| Written exercise |
Return all lines from the listing below in which the string "that" occurs.
BEGIN Input
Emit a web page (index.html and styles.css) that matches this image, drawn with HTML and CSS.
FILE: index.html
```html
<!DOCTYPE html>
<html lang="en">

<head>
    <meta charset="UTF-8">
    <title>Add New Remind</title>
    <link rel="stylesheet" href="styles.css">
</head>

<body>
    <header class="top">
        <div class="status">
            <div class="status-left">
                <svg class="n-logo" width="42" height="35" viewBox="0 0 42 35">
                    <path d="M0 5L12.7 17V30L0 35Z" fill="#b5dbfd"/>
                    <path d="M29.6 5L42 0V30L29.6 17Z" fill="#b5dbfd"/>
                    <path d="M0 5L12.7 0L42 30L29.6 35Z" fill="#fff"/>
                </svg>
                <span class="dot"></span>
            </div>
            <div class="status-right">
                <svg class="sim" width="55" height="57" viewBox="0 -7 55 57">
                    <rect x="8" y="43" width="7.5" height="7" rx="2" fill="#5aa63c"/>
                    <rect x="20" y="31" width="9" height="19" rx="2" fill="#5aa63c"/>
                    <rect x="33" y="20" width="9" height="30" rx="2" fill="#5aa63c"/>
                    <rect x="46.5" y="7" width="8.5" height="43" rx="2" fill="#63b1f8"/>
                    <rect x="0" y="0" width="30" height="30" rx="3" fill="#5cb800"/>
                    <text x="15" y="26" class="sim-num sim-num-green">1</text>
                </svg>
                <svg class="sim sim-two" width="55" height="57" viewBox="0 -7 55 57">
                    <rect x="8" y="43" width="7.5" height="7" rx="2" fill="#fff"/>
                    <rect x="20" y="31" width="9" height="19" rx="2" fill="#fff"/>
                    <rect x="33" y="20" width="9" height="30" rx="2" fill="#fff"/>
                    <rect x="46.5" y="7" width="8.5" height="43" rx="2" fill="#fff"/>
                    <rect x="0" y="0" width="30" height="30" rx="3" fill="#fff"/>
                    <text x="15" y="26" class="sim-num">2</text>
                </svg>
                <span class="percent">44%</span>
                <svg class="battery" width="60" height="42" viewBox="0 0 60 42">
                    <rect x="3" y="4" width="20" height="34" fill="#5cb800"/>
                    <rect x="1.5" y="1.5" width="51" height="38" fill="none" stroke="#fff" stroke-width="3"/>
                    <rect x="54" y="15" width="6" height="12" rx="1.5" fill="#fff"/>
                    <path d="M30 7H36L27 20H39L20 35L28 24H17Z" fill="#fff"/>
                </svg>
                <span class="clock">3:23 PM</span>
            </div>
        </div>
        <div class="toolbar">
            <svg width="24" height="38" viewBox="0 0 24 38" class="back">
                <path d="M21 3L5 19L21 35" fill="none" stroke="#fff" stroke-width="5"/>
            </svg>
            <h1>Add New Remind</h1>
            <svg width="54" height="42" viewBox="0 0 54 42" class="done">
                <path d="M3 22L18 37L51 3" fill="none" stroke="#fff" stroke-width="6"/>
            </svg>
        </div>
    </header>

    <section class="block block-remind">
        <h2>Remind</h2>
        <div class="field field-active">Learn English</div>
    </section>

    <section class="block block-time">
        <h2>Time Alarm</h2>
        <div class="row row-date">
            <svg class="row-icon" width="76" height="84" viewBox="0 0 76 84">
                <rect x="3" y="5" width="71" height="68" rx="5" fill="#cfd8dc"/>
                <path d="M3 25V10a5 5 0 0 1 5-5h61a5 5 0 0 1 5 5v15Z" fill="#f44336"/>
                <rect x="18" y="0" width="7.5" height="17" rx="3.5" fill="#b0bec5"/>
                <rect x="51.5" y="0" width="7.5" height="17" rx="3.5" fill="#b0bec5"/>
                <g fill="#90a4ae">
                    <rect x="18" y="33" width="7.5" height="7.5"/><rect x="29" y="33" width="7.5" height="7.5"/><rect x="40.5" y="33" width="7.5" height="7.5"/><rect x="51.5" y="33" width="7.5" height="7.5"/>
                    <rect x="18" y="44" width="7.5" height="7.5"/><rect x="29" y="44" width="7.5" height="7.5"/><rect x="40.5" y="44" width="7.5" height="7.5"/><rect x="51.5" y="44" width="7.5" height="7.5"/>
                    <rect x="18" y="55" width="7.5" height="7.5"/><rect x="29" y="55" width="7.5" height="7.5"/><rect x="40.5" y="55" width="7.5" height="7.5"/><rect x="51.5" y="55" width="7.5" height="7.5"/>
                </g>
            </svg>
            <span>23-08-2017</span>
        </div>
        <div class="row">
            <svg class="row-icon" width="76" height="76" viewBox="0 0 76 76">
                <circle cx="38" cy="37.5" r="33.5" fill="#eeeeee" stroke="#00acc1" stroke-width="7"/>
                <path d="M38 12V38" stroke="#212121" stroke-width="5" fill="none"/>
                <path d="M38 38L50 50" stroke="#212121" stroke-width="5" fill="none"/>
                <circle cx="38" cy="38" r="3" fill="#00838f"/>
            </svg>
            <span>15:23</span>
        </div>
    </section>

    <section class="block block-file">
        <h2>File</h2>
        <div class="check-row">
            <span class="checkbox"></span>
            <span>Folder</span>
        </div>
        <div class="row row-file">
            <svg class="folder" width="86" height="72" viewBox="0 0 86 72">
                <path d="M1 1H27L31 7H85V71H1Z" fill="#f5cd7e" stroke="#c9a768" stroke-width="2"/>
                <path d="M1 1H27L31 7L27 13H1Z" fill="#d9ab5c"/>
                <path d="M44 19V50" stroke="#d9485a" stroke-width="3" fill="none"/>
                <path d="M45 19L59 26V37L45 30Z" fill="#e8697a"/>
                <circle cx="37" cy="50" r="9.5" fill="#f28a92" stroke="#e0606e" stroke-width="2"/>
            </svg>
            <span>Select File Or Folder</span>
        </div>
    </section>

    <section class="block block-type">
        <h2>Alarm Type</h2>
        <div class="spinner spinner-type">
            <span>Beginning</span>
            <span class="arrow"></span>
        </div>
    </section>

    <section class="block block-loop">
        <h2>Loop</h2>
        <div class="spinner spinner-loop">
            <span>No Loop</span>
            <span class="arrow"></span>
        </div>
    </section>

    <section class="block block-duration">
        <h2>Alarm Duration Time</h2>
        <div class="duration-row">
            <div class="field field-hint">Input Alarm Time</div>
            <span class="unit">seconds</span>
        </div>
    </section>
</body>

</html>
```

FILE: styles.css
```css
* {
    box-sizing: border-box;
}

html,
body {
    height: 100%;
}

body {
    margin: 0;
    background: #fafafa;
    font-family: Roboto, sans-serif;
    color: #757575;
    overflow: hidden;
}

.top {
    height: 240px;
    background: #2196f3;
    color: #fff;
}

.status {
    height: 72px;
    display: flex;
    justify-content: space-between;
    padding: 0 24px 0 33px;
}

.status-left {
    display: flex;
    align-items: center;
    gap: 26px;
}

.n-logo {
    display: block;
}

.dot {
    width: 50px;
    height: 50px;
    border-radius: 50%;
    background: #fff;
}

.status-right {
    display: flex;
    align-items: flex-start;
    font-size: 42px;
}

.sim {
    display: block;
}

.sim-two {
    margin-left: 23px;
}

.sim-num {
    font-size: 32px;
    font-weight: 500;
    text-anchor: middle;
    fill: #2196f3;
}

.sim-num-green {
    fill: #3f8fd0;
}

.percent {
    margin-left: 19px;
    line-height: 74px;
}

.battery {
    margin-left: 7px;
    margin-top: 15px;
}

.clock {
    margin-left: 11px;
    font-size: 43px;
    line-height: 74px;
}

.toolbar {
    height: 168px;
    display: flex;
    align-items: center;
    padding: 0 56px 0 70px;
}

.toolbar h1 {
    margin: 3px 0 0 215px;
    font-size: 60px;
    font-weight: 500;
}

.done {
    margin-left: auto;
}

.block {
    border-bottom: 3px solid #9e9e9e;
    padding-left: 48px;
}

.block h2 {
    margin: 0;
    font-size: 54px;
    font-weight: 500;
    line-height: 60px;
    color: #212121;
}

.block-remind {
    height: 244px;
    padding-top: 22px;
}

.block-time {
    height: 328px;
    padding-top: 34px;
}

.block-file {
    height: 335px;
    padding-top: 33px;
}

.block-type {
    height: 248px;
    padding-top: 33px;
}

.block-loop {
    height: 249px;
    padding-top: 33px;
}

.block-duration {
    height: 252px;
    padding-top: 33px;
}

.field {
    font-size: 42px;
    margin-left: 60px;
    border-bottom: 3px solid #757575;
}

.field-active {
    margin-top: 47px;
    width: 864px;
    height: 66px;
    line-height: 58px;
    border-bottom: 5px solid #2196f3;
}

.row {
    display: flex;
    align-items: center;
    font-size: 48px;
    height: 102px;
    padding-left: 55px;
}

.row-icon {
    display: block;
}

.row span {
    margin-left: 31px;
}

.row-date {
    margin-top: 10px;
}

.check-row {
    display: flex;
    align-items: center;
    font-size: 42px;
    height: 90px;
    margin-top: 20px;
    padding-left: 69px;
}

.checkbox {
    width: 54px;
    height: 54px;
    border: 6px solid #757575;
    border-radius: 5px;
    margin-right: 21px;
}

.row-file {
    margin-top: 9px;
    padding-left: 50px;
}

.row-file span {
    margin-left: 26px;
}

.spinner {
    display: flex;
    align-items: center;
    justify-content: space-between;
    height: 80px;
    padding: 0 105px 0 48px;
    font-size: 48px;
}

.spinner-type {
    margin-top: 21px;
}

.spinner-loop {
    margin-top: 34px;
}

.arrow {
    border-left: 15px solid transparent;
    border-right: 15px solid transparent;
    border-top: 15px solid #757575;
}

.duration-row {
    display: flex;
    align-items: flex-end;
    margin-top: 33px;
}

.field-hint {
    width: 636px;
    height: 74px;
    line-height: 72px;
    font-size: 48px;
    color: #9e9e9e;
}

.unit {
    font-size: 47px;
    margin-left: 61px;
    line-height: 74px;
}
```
END Input
BEGIN Input
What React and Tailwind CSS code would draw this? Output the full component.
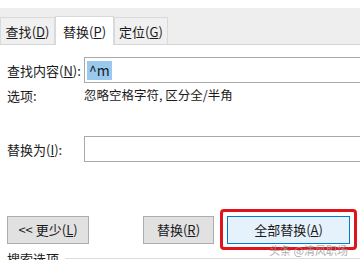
END Input
BEGIN Input
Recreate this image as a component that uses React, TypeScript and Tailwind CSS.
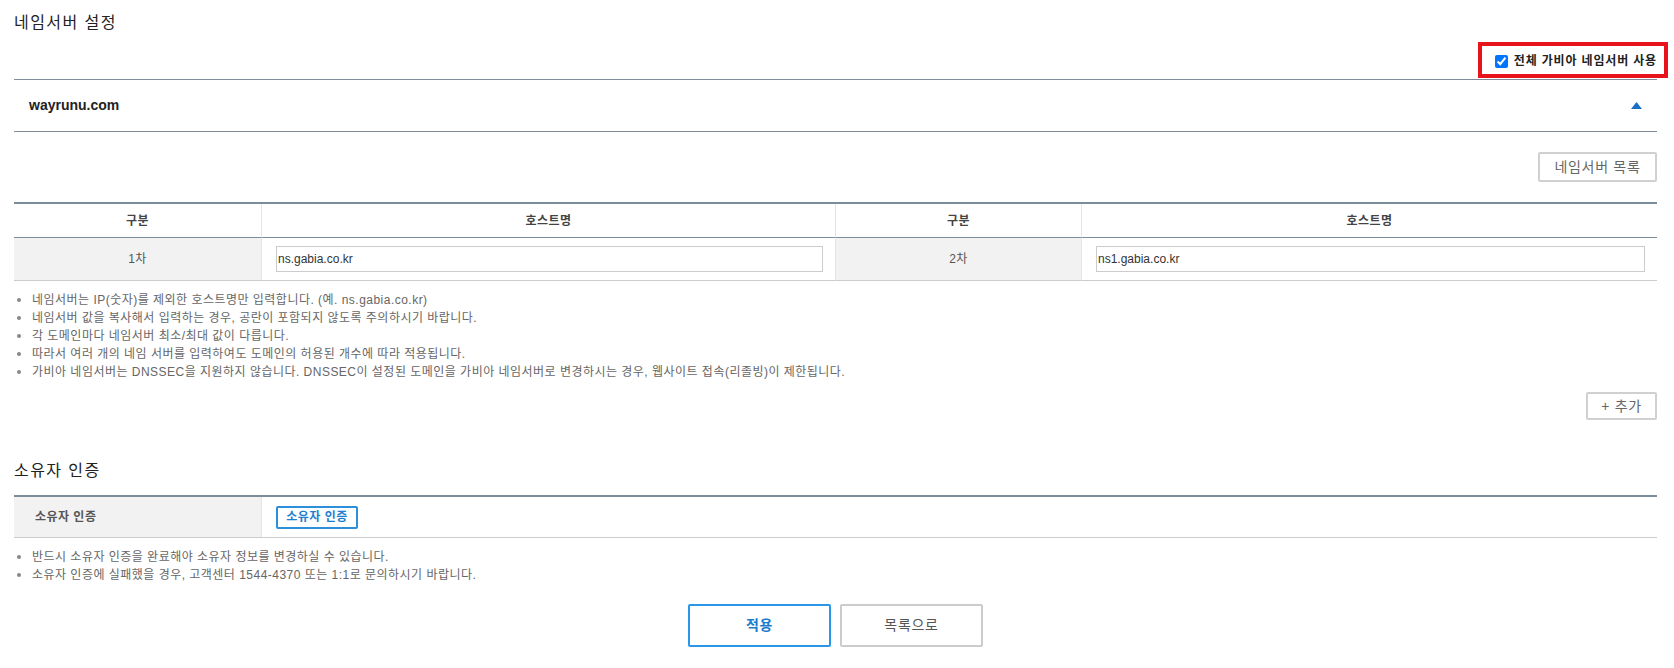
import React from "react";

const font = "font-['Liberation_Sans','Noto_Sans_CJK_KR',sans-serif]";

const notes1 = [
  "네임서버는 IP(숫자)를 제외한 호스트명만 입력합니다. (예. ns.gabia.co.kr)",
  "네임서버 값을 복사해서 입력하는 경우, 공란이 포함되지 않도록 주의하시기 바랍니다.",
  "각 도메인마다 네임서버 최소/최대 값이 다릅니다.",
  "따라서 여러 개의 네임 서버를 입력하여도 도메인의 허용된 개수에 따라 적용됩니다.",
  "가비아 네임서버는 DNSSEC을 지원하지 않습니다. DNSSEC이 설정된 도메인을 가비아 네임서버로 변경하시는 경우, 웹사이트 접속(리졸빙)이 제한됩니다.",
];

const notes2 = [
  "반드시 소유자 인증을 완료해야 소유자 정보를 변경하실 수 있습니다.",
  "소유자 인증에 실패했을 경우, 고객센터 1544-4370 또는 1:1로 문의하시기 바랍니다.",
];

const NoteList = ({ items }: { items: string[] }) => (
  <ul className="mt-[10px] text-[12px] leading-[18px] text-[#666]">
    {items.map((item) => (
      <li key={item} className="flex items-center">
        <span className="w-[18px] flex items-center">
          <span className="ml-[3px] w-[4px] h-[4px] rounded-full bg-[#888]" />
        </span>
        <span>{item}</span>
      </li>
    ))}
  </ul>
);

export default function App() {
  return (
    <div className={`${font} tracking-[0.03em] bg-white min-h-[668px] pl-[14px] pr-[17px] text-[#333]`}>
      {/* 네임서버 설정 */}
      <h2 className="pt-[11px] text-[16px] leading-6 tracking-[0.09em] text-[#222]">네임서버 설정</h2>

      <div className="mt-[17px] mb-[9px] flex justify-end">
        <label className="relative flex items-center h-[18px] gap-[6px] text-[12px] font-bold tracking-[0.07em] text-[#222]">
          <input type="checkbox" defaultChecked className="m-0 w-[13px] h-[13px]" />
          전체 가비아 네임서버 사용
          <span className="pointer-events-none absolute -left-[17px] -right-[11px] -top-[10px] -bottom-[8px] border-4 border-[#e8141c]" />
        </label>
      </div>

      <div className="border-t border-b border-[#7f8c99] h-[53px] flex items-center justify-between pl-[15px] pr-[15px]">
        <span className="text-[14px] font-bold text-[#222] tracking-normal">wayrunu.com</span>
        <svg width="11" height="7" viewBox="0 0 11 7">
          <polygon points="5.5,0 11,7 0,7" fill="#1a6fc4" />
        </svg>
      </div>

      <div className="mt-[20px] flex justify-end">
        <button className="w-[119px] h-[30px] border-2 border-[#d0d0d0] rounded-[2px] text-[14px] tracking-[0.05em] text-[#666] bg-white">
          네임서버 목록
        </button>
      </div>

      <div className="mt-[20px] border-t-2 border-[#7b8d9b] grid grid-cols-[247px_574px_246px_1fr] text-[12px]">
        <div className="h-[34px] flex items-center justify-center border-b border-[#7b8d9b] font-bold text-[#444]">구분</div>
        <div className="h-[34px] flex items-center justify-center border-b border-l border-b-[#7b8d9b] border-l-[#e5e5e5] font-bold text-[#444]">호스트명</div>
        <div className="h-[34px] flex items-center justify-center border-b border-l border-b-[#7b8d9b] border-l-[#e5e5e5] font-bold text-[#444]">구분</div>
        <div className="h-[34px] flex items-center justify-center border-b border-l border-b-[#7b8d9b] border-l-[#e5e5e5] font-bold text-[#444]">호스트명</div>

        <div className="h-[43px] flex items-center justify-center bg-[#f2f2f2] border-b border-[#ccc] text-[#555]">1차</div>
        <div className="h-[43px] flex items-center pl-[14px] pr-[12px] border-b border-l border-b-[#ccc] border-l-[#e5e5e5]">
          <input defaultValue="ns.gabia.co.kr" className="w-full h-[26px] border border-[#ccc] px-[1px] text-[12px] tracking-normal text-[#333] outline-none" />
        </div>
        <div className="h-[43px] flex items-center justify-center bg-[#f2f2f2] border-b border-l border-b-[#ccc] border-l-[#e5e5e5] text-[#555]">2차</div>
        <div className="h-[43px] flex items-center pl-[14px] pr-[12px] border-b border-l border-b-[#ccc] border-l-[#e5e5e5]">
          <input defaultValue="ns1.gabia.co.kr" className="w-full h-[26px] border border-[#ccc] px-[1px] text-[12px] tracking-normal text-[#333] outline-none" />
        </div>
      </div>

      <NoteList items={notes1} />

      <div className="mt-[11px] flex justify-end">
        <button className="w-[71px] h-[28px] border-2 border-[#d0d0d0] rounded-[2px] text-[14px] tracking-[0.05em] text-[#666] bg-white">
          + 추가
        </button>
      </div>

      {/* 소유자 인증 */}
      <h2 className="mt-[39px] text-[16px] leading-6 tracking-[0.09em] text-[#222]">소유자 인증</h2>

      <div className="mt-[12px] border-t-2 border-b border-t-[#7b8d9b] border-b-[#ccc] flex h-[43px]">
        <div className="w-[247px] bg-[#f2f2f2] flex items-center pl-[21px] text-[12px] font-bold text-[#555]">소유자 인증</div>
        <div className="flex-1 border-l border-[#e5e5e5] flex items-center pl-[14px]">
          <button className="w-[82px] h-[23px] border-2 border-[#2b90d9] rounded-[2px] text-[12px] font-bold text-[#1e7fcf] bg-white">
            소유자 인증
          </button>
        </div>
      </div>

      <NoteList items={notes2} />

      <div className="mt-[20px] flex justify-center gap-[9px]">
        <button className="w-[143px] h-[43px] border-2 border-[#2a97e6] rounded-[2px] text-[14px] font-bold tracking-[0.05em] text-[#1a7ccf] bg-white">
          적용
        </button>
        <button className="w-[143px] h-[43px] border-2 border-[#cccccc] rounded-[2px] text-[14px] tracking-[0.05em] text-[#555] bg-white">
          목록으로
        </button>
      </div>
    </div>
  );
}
END Input
| Solution for this problem |
Emit a web page (index.html and styles.css) that matches this image, drawn with HTML and CSS.
Recreate this image as a component that uses React, TypeScript and Tailwind CSS.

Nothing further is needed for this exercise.